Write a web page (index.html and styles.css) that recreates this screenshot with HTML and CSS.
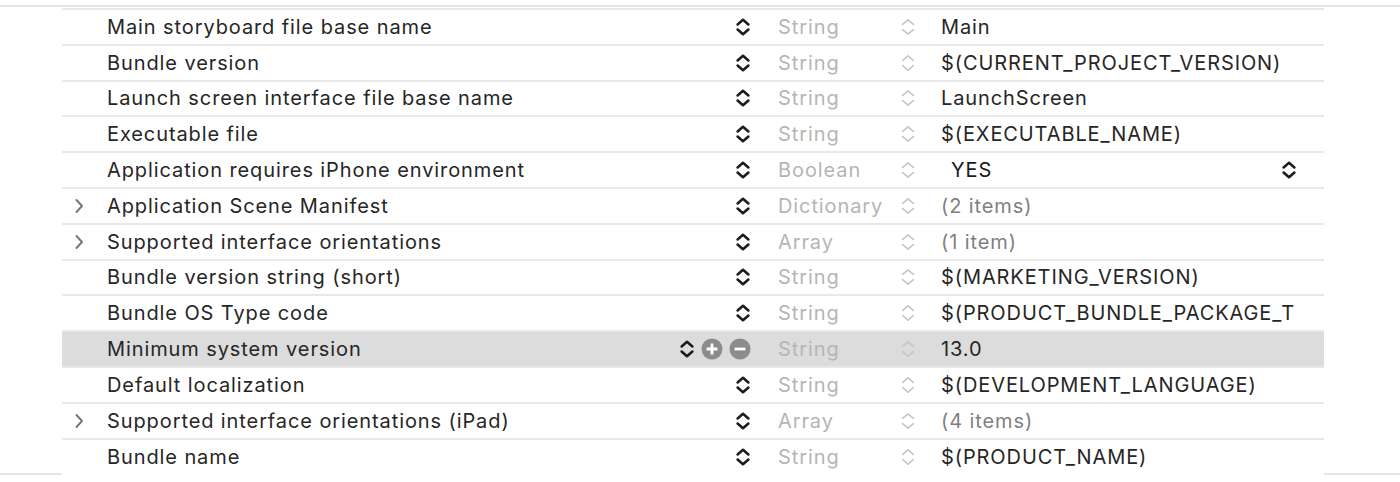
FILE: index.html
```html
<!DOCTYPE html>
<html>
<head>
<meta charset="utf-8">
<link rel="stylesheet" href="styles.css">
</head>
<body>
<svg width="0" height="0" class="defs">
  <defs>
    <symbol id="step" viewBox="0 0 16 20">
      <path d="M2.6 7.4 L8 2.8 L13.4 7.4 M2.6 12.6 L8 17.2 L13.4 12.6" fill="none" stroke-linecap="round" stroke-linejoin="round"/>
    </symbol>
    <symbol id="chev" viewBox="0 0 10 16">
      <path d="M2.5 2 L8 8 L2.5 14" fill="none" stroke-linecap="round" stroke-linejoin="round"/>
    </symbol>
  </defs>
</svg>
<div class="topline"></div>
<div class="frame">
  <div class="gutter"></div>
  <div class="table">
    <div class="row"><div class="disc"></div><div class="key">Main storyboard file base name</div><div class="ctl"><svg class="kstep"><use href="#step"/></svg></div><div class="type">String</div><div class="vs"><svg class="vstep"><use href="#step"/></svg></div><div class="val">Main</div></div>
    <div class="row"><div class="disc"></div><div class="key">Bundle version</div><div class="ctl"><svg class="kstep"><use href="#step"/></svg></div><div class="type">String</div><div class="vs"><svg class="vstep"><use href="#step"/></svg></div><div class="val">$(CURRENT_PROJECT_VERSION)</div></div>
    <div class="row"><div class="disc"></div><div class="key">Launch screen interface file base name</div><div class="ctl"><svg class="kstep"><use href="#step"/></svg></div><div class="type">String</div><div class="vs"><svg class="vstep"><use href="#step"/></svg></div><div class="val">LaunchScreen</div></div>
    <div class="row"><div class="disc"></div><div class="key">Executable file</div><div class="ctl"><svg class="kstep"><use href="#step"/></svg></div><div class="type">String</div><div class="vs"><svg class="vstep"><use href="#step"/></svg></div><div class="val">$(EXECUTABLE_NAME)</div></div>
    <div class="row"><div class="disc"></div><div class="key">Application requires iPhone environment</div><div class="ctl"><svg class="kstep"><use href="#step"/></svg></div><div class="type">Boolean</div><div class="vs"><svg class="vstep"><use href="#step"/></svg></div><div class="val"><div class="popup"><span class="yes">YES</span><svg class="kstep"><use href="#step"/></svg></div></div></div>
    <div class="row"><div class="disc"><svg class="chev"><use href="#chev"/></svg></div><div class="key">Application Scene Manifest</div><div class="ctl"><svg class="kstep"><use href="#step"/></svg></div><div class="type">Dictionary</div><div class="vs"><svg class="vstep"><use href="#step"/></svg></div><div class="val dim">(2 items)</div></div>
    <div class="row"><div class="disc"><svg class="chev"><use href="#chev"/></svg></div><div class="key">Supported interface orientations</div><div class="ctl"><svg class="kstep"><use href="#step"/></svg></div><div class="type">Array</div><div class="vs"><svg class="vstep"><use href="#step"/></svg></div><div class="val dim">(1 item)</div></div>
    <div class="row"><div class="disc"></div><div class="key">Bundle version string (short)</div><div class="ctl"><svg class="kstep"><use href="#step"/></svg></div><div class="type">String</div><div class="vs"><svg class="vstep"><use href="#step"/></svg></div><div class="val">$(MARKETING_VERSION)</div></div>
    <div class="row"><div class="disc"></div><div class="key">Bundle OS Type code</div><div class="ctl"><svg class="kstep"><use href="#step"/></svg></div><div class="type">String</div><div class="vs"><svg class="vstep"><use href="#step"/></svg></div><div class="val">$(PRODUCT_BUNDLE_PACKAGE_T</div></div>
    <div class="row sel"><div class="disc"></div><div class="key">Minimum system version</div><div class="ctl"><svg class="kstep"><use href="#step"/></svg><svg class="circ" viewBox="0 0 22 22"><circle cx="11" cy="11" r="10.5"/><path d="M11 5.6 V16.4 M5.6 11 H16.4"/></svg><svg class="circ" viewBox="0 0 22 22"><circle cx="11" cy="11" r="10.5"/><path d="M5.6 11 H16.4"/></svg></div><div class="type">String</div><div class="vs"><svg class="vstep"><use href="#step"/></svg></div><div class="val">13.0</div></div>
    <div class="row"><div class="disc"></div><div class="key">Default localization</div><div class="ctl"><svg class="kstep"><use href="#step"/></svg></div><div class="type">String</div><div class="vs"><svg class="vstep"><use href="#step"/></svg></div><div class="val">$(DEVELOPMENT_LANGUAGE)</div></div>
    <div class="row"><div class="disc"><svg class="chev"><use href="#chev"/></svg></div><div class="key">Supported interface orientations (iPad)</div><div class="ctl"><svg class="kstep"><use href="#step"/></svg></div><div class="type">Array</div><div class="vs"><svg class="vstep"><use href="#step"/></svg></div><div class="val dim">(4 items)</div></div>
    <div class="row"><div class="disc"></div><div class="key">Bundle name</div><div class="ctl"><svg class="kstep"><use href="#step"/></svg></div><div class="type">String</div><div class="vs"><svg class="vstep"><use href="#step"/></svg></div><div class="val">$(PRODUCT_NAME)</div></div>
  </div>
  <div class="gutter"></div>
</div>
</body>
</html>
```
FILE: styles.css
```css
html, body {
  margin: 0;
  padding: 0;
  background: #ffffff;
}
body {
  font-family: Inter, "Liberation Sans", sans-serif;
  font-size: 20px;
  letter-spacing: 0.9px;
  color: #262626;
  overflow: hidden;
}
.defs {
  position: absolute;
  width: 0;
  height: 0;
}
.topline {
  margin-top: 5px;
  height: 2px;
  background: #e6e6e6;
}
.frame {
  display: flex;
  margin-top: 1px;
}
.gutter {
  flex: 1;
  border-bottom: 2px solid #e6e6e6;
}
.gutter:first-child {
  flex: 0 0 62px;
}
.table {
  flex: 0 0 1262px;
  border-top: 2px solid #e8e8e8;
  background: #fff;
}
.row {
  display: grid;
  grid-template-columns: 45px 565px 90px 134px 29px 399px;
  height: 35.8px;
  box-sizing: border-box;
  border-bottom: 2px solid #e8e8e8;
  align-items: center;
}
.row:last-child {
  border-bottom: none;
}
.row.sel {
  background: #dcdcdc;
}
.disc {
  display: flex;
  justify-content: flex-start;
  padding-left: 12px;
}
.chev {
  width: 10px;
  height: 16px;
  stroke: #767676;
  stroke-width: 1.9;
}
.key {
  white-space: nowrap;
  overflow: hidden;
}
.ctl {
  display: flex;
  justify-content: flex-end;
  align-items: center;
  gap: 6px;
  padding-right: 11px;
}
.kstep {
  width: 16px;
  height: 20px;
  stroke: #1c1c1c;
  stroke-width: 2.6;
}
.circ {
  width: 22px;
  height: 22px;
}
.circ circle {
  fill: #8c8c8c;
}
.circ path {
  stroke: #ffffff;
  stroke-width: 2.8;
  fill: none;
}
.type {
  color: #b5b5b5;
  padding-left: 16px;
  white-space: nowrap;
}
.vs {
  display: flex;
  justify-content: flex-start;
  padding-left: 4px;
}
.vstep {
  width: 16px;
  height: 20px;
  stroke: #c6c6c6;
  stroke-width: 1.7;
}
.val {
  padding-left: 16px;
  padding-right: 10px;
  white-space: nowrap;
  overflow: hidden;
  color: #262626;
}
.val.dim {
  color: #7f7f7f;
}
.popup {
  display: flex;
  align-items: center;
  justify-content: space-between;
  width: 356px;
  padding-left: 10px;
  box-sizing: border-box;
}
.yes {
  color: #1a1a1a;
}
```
- - -
All of the lines above should be printed exactly, minus the pictures.

Write a web page (index.html and styles.css) that recreates this screenshot with HTML and CSS.
FILE: index.html
```html
<!DOCTYPE html>
<html>
<head>
<meta charset="utf-8">
<link rel="stylesheet" href="styles.css">
</head>
<body>
<svg width="0" height="0" class="defs">
  <defs>
    <symbol id="step" viewBox="0 0 16 20">
      <path d="M2.6 7.4 L8 2.8 L13.4 7.4 M2.6 12.6 L8 17.2 L13.4 12.6" fill="none" stroke-linecap="round" stroke-linejoin="round"/>
    </symbol>
    <symbol id="chev" viewBox="0 0 10 16">
      <path d="M2.5 2 L8 8 L2.5 14" fill="none" stroke-linecap="round" stroke-linejoin="round"/>
    </symbol>
  </defs>
</svg>
<div class="topline"></div>
<div class="frame">
  <div class="gutter"></div>
  <div class="table">
    <div class="row"><div class="disc"></div><div class="key">Main storyboard file base name</div><div class="ctl"><svg class="kstep"><use href="#step"/></svg></div><div class="type">String</div><div class="vs"><svg class="vstep"><use href="#step"/></svg></div><div class="val">Main</div></div>
    <div class="row"><div class="disc"></div><div class="key">Bundle version</div><div class="ctl"><svg class="kstep"><use href="#step"/></svg></div><div class="type">String</div><div class="vs"><svg class="vstep"><use href="#step"/></svg></div><div class="val">$(CURRENT_PROJECT_VERSION)</div></div>
    <div class="row"><div class="disc"></div><div class="key">Launch screen interface file base name</div><div class="ctl"><svg class="kstep"><use href="#step"/></svg></div><div class="type">String</div><div class="vs"><svg class="vstep"><use href="#step"/></svg></div><div class="val">LaunchScreen</div></div>
    <div class="row"><div class="disc"></div><div class="key">Executable file</div><div class="ctl"><svg class="kstep"><use href="#step"/></svg></div><div class="type">String</div><div class="vs"><svg class="vstep"><use href="#step"/></svg></div><div class="val">$(EXECUTABLE_NAME)</div></div>
    <div class="row"><div class="disc"></div><div class="key">Application requires iPhone environment</div><div class="ctl"><svg class="kstep"><use href="#step"/></svg></div><div class="type">Boolean</div><div class="vs"><svg class="vstep"><use href="#step"/></svg></div><div class="val"><div class="popup"><span class="yes">YES</span><svg class="kstep"><use href="#step"/></svg></div></div></div>
    <div class="row"><div class="disc"><svg class="chev"><use href="#chev"/></svg></div><div class="key">Application Scene Manifest</div><div class="ctl"><svg class="kstep"><use href="#step"/></svg></div><div class="type">Dictionary</div><div class="vs"><svg class="vstep"><use href="#step"/></svg></div><div class="val dim">(2 items)</div></div>
    <div class="row"><div class="disc"><svg class="chev"><use href="#chev"/></svg></div><div class="key">Supported interface orientations</div><div class="ctl"><svg class="kstep"><use href="#step"/></svg></div><div class="type">Array</div><div class="vs"><svg class="vstep"><use href="#step"/></svg></div><div class="val dim">(1 item)</div></div>
    <div class="row"><div class="disc"></div><div class="key">Bundle version string (short)</div><div class="ctl"><svg class="kstep"><use href="#step"/></svg></div><div class="type">String</div><div class="vs"><svg class="vstep"><use href="#step"/></svg></div><div class="val">$(MARKETING_VERSION)</div></div>
    <div class="row"><div class="disc"></div><div class="key">Bundle OS Type code</div><div class="ctl"><svg class="kstep"><use href="#step"/></svg></div><div class="type">String</div><div class="vs"><svg class="vstep"><use href="#step"/></svg></div><div class="val">$(PRODUCT_BUNDLE_PACKAGE_T</div></div>
    <div class="row sel"><div class="disc"></div><div class="key">Minimum system version</div><div class="ctl"><svg class="kstep"><use href="#step"/></svg><svg class="circ" viewBox="0 0 22 22"><circle cx="11" cy="11" r="10.5"/><path d="M11 5.6 V16.4 M5.6 11 H16.4"/></svg><svg class="circ" viewBox="0 0 22 22"><circle cx="11" cy="11" r="10.5"/><path d="M5.6 11 H16.4"/></svg></div><div class="type">String</div><div class="vs"><svg class="vstep"><use href="#step"/></svg></div><div class="val">13.0</div></div>
    <div class="row"><div class="disc"></div><div class="key">Default localization</div><div class="ctl"><svg class="kstep"><use href="#step"/></svg></div><div class="type">String</div><div class="vs"><svg class="vstep"><use href="#step"/></svg></div><div class="val">$(DEVELOPMENT_LANGUAGE)</div></div>
    <div class="row"><div class="disc"><svg class="chev"><use href="#chev"/></svg></div><div class="key">Supported interface orientations (iPad)</div><div class="ctl"><svg class="kstep"><use href="#step"/></svg></div><div class="type">Array</div><div class="vs"><svg class="vstep"><use href="#step"/></svg></div><div class="val dim">(4 items)</div></div>
    <div class="row"><div class="disc"></div><div class="key">Bundle name</div><div class="ctl"><svg class="kstep"><use href="#step"/></svg></div><div class="type">String</div><div class="vs"><svg class="vstep"><use href="#step"/></svg></div><div class="val">$(PRODUCT_NAME)</div></div>
  </div>
  <div class="gutter"></div>
</div>
</body>
</html>
```
FILE: styles.css
```css
html, body {
  margin: 0;
  padding: 0;
  background: #ffffff;
}
body {
  font-family: Inter, "Liberation Sans", sans-serif;
  font-size: 20px;
  letter-spacing: 0.9px;
  color: #262626;
  overflow: hidden;
}
.defs {
  position: absolute;
  width: 0;
  height: 0;
}
.topline {
  margin-top: 5px;
  height: 2px;
  background: #e6e6e6;
}
.frame {
  display: flex;
  margin-top: 1px;
}
.gutter {
  flex: 1;
  border-bottom: 2px solid #e6e6e6;
}
.gutter:first-child {
  flex: 0 0 62px;
}
.table {
  flex: 0 0 1262px;
  border-top: 2px solid #e8e8e8;
  background: #fff;
}
.row {
  display: grid;
  grid-template-columns: 45px 565px 90px 134px 29px 399px;
  height: 35.8px;
  box-sizing: border-box;
  border-bottom: 2px solid #e8e8e8;
  align-items: center;
}
.row:last-child {
  border-bottom: none;
}
.row.sel {
  background: #dcdcdc;
}
.disc {
  display: flex;
  justify-content: flex-start;
  padding-left: 12px;
}
.chev {
  width: 10px;
  height: 16px;
  stroke: #767676;
  stroke-width: 1.9;
}
.key {
  white-space: nowrap;
  overflow: hidden;
}
.ctl {
  display: flex;
  justify-content: flex-end;
  align-items: center;
  gap: 6px;
  padding-right: 11px;
}
.kstep {
  width: 16px;
  height: 20px;
  stroke: #1c1c1c;
  stroke-width: 2.6;
}
.circ {
  width: 22px;
  height: 22px;
}
.circ circle {
  fill: #8c8c8c;
}
.circ path {
  stroke: #ffffff;
  stroke-width: 2.8;
  fill: none;
}
.type {
  color: #b5b5b5;
  padding-left: 16px;
  white-space: nowrap;
}
.vs {
  display: flex;
  justify-content: flex-start;
  padding-left: 4px;
}
.vstep {
  width: 16px;
  height: 20px;
  stroke: #c6c6c6;
  stroke-width: 1.7;
}
.val {
  padding-left: 16px;
  padding-right: 10px;
  white-space: nowrap;
  overflow: hidden;
  color: #262626;
}
.val.dim {
  color: #7f7f7f;
}
.popup {
  display: flex;
  align-items: center;
  justify-content: space-between;
  width: 356px;
  padding-left: 10px;
  box-sizing: border-box;
}
.yes {
  color: #1a1a1a;
}
```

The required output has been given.